Members of the Warthogs Motorcycle Club, which has chapters in 10 states, all have experience serving public agencies as police and corrections officers and firefighters. They traveled here from Florida, Texas, Michigan, Ohio, Maryland and Canada to participate in the procession, riding their motorcycles from the city to attend the funeral service at Adams Methodist Church. Most of them attended the Warthogs’ recent motorcycle rendezvous in Cleveland, and they extended their vacations to travel to the north country after learning of Mr. Blackford’s death.

These members, who wore leather jackets with matching club insignia, exchanged memories of Mr. Blackford on Friday morning before revving up their motorcycles for the ride. Several members first met the man they fondly knew as Crusher after he joined the Warthogs’ Jefferson County chapter in 2006. He was nicknamed Crusher after the huge wrestler featured in Bugs Bunny cartoons, and he sported a large tattoo of that Looney Tunes character on his upper arm. Affectionately dubbed the “Crusher glide,” his black-and-blue Harley Davidson street glide motorcycle features a large decal of the Crusher cartoon.

“Crusher was beyond reality, like a prodigal son,” said 67-year-old Ohioan John Lawson. “We joked that he tended to crush everything, but he was just like a playful character. He was a good friend to everyone in the club, like an ambassador.”

Club member James M. “Guppy” Fisher, who recently moved from Copenhagen to Florida, worked alongside Mr.
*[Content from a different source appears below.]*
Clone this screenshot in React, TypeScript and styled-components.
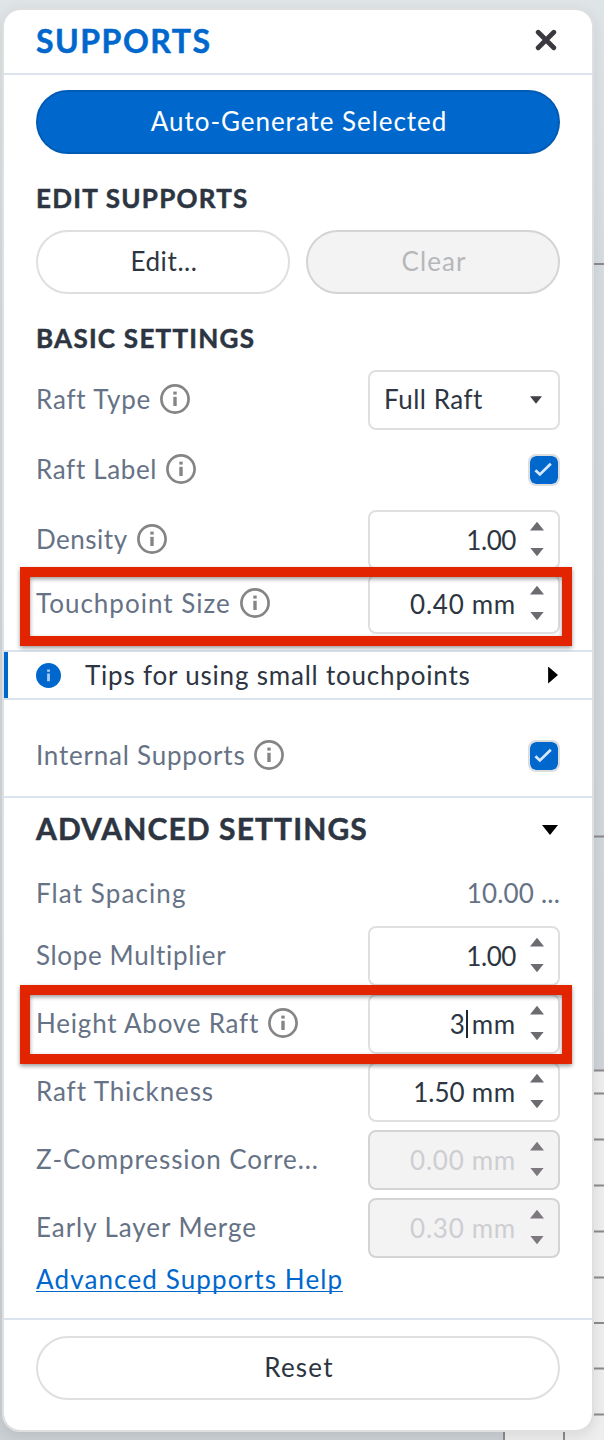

Blackford as a state corrections officer in Watertown for six years. He said Mr. Blackford never missed summer club events across the country, especially funeral processions for deceased members. His obituary is now posted on the Warthogs’ website, www.wart hogsmc.com/Memorial/ index.html, with 11 other members who have died since 2003.

“No one liked these processions more than Crusher,” said Mr. Fisher, who enjoyed hunting and watching football with Mr. Blackford. “He was a big Miami Dolphins fan.”

Adams resident Robert R. Towles, president of the Jefferson County Warthogs Club, knew Mr. Blackford for more than 30 years. They graduated from South Jefferson High School together and worked together for 23 years. Some people in the Adams community remember Mr. Blackford as a football coach at South Jefferson Central School District. He coached his two sons, Edward and Patrick, all the way from the pee-wee to high school varsity level.

Mr. Towles, 48, launched the Warthogs’ Jefferson County chapter in 2001, and he persuaded Mr. Blackford to join in 2006. The chapter now has 18 members.

“He would have been amazed by the turnout today and so proud of his Warthog brothers,” Mr. Towles said. “This is a brotherhood, and we do this for every member who passes away. We have parties for the good times, but we’re also here for each other in the bad times.”